Nigeria Gives 152 Families New Homes After Bandit Attacks

Radda also extended an olive branch to the armed groups themselves. "To our brothers and sisters in the bush and forests, there is a better way," he said. "Lay down your arms, come back to your families and communities."

The Ripple Effect

The changes are already visible across parts of Katsina State. Farmers who spent years too terrified to tend their fields are returning during both planting and harvest seasons. Markets that sat empty are reopening their stalls. Children are walking back to school.

Food prices are beginning to drop as local production increases. School attendance numbers are climbing. The governor reports that areas like Batsari and Jibia, once among the hardest hit by attacks, are showing the strongest signs of recovery.

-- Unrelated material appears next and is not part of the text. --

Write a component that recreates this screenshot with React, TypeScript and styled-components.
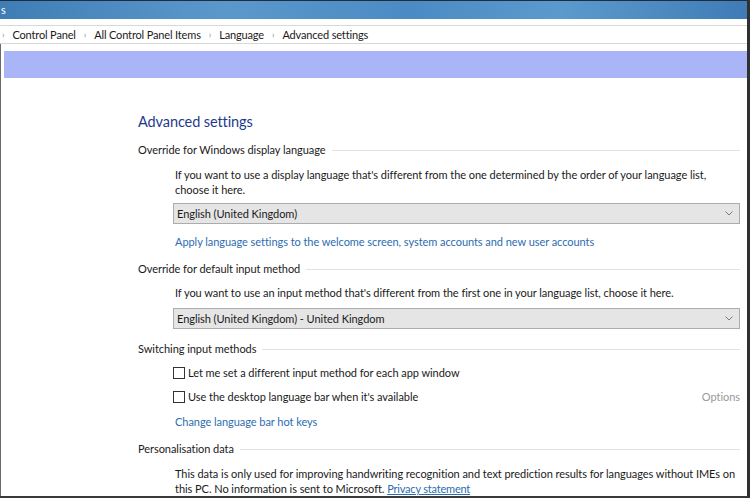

Elsie Attafuah from the UN Development Programme called the project "about families rebuilding their lives and communities recovering from hardship." She praised the resilience of people who refused to let violence define their future.

The housing development includes a Climate Peace Entrepreneurship Centre designed to create jobs and economic alternatives in a region where poverty and unemployment have fueled recruitment into armed groups. It's a bet that opportunity can compete with crime.

Katsina has endured thousands of displacements over recent years as banditry swept the northwest. This project represents a shift from purely military responses toward combining security with economic recovery and community development.

For 152 families, tomorrow morning means waking up in their own homes again.